There was a time when the body felt reliable without needing much thought.
We woke up, moved through the day, did what needed to be done—and everything seemed to follow along. If we felt tired, we pushed through. If something felt off, we ignored it. And somehow, the body kept up with the rhythm we set.
But over time, that relationship begins to shift.
The body doesn’t stay quiet anymore.
It starts to speak, though not in obvious ways. Not through sharp pain or clear signals, but through small, subtle changes that are easy to overlook—especially if we’re still living at the same pace as before.
I didn’t notice it all at once.
It showed up in quiet ways. Mornings that didn’t feel as fresh, even after enough sleep. A lingering heaviness that didn’t quite make sense. Energy that came and went, instead of staying steady throughout the day. Moments when the body seemed to ask for pause, without a clear reason.
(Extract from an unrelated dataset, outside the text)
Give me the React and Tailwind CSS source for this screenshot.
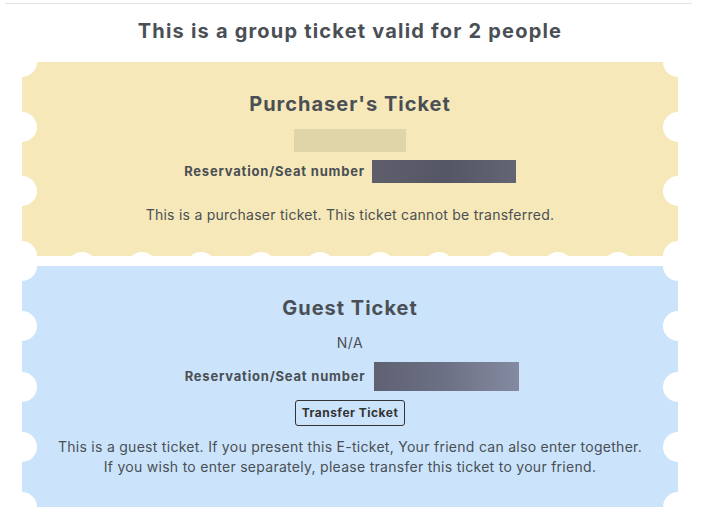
const font = { fontFamily: "Inter, 'Noto Sans', sans-serif" };

function Scallops({ height, bottom }) {
  const n = Math.max(1, Math.round(height / 62));
  const side = Array.from({ length: n + 1 }, (_, i) => (i * height) / n);
  const bottomXs = bottom ? Array.from({ length: 10 }, (_, i) => 60 + i * 59.5) : [];
  return (
    <>
      {side.map((y, i) => (
        <span key={"l" + i}>
          <span
            className="absolute w-[30px] h-[30px] rounded-full bg-white -left-[15px]"
            style={{ top: y - 15 }}
          />
          <span
            className="absolute w-[30px] h-[30px] rounded-full bg-white -right-[15px]"
            style={{ top: y - 15 }}
          />
        </span>
      ))}
      {bottomXs.map((x, i) => (
        <span
          key={"b" + i}
          className="absolute w-[30px] h-[30px] rounded-full bg-white"
          style={{ left: x - 15, top: height - 4 }}
        />
      ))}
    </>
  );
}

function Ticket({ color, height, bottom, children }) {
  return (
    <div
      className={`relative overflow-hidden mx-[22px] ${color}`}
      style={{ height }}
    >
      <Scallops height={height} bottom={bottom} />
      <div className="relative flex flex-col items-center">{children}</div>
    </div>
  );
}

export default function App() {
  return (
    <div className="w-[708px] h-[522px] bg-white overflow-hidden">
      <div className="w-[700px] text-[#4a4f55]" style={font}>
        <div className="ml-[5px] mr-[8px] mt-[3px] border-t border-[#e3e3e3]" />
        <h1 className="mt-[13px] text-center text-[20px] leading-[28px] font-bold tracking-[1.2px]">
          This is a group ticket valid for 2 people
        </h1>

        <div className="mt-[17px]">
          <Ticket color="bg-[#f6e8b8]" height={194} bottom>
            <h2 className="mt-[28px] text-[20px] leading-[28px] font-bold tracking-[1px]">
              Purchaser's Ticket
            </h2>
            <div className="mt-[11px] w-[112px] h-[23px] bg-[#e0d4a9]" />
            <div className="mt-[8px] flex items-center gap-[7px]">
              <span className="text-[13px] font-bold tracking-[0.8px]">Reservation/Seat number</span>
              <span className="w-[144px] h-[23px] bg-gradient-to-r from-[#5f5f6c] via-[#555665] to-[#646574]" />
            </div>
            <p className="mt-[22px] text-[14px] leading-[20px] tracking-[0.25px]">
              This is a purchaser ticket. This ticket cannot be transferred.
            </p>
          </Ticket>
        </div>

        <div className="mt-[10px]">
          <Ticket color="bg-[#cbe4fb]" height={241}>
            <h2 className="mt-[28px] text-[20px] leading-[28px] font-bold tracking-[1px]">
              Guest Ticket
            </h2>
            <p className="mt-[11px] text-[14px] leading-[20px] tracking-[0.5px]">N/A</p>
            <div className="mt-[9px] ml-[4px] flex items-center gap-[9px]">
              <span className="text-[13px] font-bold tracking-[0.8px]">Reservation/Seat number</span>
              <span className="w-[145px] h-[29px] bg-gradient-to-r from-[#5f6173] via-[#6d7185] to-[#848aa0]" />
            </div>
            <button className="mt-[9px] h-[26px] px-[6px] border border-[#333] rounded-[3px] text-[12px] font-bold text-[#333] tracking-[0.5px]">
              Transfer Ticket
            </button>
            <p className="mt-[11px] text-[14px] leading-[20px] text-center tracking-[0.28px]">
              This is a guest ticket. If you present this E-ticket, Your friend can also enter together.
              <br />
              If you wish to enter separately, please transfer this ticket to your friend.
            </p>
          </Ticket>
        </div>
      </div>
    </div>
  );
}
In the past, I would have dismissed it.
Called it normal. Something to push through with a bit more effort.
But as those signals returned more often, it became harder to ignore that something had changed.
The body was no longer willing to be treated the same way.
There’s a kind of tiredness that feels different from ordinary fatigue.
It doesn’t disappear after a short rest. It sits deeper, as if the body is trying to say something that hasn’t yet been heard.
I began to notice small things I used to overlook.
Tension in the shoulders that arrived more quickly. Breathing that felt shorter, less at ease. A mind that tired more easily when pushed to stay focused too long.
None of these felt serious on their own.
But together, they were enough to make me pause.
At this stage of life, the body doesn’t just respond to what we do.
It responds to how we live.
To the way we think.
To how we carry emotions.
To how often we push ourselves without space in between.
There were days when everything seemed fine on the surface, yet the body still felt heavy.
And slowly, I began to understand—it might not be the body that’s the problem. It might be the pace, the density, the way life is being lived.
Quality of life isn’t always visible in how much we get done.
Sometimes, it shows in how the body moves through the day.
I’m beginning to see that the body is never truly silent.
It’s always communicating. We’re just not always present enough to listen.
We get caught up in finishing, chasing, fulfilling roles.
And somewhere in that movement, we forget that the body is part of the experience—not just something that carries us through it.
So I started making small shifts.
Not as a way to fix anything, but as a way to listen.
Pausing without needing a reason.
Leaving space unfilled.
Stopping, even briefly, when the body feels full—without waiting until exhaustion forces it.
At first, it felt unfamiliar.
Like I was delaying something important.
But over time, those pauses became something else.
A kind of space. A return to feeling, instead of just functioning.
I’m also learning to accept that my energy isn’t what it used to be.
There are clearer limits now.
And strangely, when I stop resisting those limits, the body feels lighter.
Not because it’s stronger, but because it’s no longer being pushed beyond what it can hold.
At this age, caring for the body isn’t about strict discipline or rigid rules.
It’s more about awareness.
Knowing when to move.
And when to stop.
Understanding that the body isn’t a tool that should always be ready, but a part of us that needs to be in partnership.
Something changes when we begin to listen.
Life slows, even just a little.
Not everything needs to be done today.
Not every plan needs to be forced into place.
The body seems to remind us of something simple, but often forgotten:
that sustainability matters more than speed.
I don’t always get it right.
There are still days when I push too far.
But now, I notice sooner.
I return sooner.
I don’t wait until the body has no choice but to stop on its own.
Maybe these signs were never meant to alarm us.
Maybe they’re just reminders.
That there’s a part of us asking for attention—not just function.
And at this stage of life, that attention becomes more meaningful.
Not to make life perfect.
But to make it more aligned.
More honest.
More human.
The body doesn’t ask for much.
Only to be heard—before it has to speak any louder.